Re: [RFC PATCH v1 0/4] Reduce cost of ptep_get_lockless on arm64

From: David Hildenbrand
Date: Tue Mar 26 2024 - 13:07:02 EST



Likely, we just want to read "the real deal" on both sides of the pte_same()
handling.

Sorry I'm not sure I understand? You mean read the full pte including
access/dirty? That's the same as dropping the patch, right? Of course if we do
that, we still have to keep pte_get_lockless() around for this case. In an ideal
world we would convert everything over to ptep_get_lockless_norecency() and
delete ptep_get_lockless() to remove the ugliness from arm64.

Yes, agreed. Patch #3 does not look too crazy and it wouldn't really affect any
architecture.

I do wonder if pte_same_norecency() should be defined per architecture and the
default would be pte_same().

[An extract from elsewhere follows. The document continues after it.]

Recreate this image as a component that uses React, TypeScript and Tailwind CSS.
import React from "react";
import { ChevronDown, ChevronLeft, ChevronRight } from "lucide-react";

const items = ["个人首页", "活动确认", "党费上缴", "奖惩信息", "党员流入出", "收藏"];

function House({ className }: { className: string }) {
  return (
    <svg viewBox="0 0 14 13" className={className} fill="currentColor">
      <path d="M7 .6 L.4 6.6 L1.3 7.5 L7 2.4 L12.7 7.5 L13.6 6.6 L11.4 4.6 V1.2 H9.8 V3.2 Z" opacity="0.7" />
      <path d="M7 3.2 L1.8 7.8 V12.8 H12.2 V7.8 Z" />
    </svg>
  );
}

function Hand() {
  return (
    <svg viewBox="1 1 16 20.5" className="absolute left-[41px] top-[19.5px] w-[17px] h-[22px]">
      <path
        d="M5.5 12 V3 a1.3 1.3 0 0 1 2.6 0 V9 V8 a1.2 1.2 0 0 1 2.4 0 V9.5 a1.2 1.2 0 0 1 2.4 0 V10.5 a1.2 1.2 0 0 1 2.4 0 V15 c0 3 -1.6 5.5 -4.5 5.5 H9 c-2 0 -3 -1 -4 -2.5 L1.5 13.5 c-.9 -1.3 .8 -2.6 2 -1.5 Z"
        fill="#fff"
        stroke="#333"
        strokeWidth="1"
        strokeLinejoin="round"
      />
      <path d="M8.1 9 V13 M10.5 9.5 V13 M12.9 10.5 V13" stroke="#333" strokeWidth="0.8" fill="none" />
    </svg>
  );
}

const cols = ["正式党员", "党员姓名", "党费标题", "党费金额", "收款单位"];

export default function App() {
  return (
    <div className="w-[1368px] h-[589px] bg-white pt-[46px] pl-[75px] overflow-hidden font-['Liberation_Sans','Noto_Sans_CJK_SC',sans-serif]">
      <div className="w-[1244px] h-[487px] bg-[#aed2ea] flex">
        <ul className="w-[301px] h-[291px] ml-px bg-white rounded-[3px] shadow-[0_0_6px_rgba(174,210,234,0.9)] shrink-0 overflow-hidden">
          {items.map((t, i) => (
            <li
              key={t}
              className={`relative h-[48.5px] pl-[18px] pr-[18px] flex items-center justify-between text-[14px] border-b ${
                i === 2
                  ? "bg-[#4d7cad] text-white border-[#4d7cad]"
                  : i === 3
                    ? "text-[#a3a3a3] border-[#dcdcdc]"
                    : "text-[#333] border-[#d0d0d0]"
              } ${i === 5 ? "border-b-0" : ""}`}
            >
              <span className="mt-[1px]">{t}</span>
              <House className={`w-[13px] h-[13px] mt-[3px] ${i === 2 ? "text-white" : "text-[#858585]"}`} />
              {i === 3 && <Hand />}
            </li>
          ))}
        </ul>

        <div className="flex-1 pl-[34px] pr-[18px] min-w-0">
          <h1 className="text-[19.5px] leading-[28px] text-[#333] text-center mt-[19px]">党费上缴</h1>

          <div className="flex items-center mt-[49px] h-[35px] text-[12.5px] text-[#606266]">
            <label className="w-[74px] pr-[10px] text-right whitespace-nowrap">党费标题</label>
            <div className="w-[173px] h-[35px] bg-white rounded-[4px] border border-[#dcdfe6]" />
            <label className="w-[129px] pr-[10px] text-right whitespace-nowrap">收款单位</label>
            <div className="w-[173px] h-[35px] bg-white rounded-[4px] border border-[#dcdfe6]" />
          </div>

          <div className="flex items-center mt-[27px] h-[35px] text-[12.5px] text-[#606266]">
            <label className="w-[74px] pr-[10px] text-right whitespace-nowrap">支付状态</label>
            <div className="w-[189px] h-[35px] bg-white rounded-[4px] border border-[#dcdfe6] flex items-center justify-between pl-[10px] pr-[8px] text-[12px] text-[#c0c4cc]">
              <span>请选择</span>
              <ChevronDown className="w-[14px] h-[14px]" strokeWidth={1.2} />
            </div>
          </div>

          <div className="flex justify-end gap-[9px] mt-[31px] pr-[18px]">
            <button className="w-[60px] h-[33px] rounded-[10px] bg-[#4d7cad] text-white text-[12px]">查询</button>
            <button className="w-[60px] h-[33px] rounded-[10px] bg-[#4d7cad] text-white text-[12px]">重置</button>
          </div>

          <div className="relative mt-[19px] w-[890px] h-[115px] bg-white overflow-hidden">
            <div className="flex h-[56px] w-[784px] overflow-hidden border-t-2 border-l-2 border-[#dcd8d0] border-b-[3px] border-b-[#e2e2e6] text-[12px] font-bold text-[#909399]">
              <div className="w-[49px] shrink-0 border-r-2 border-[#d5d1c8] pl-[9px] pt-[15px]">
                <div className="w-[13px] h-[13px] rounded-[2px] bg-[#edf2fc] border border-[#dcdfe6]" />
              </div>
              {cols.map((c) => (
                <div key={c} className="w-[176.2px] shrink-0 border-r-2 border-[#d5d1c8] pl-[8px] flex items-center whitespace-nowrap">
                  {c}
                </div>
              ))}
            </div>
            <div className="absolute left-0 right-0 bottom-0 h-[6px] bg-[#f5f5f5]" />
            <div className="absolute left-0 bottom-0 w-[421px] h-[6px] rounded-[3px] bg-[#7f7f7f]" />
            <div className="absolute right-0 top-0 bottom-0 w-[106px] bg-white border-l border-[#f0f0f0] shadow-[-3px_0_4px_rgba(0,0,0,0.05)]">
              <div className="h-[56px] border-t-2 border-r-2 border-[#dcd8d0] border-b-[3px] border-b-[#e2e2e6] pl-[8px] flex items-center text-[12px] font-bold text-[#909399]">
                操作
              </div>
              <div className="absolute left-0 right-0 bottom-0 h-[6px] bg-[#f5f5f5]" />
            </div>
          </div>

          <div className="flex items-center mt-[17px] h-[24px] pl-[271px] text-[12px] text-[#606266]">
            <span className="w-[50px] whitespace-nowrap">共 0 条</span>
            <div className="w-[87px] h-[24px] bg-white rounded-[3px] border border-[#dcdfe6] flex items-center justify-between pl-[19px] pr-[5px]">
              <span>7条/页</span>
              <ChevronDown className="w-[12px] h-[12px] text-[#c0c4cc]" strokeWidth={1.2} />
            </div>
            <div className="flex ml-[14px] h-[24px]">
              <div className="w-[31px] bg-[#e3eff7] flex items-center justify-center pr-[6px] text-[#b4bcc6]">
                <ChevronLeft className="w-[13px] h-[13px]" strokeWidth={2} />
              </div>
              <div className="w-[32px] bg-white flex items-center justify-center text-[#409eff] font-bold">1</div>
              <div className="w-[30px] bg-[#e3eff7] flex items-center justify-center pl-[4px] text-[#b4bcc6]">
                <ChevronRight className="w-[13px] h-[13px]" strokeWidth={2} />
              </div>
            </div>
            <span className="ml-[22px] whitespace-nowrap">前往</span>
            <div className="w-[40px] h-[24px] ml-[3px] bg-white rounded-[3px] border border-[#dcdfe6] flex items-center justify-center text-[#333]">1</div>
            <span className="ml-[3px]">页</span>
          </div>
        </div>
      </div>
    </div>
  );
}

So we could avoid the mkold etc on all other
architectures.

Wouldn't that break it's semantics? The "norecency" of
ptep_get_lockless_norecency() means "recency information in the returned pte may
be incorrect". But the "norecency" of pte_same_norecency() means "ignore the
access and dirty bits when you do the comparison".

My idea was that ptep_get_lockless_norecency() would return the actual result on these architectures. So e.g., on x86, there would be no actual change in generated code.

But yes, the documentation of these functions would have to be improved.

Now I wonder if ptep_get_lockless_norecency() should actively clear dirty/accessed bits to more easily find any actual issues where the bits still matter ...


I think you could only do the optimization you describe if you required that
pte_same_norecency() would only be given values returned by
ptep_get_lockless_norecency() (or ptep_get_norecency()). Even then, its not
quite the same; if a page is accessed between gets one will return true and the
other false.

Right.

--
Cheers,

David / dhildenb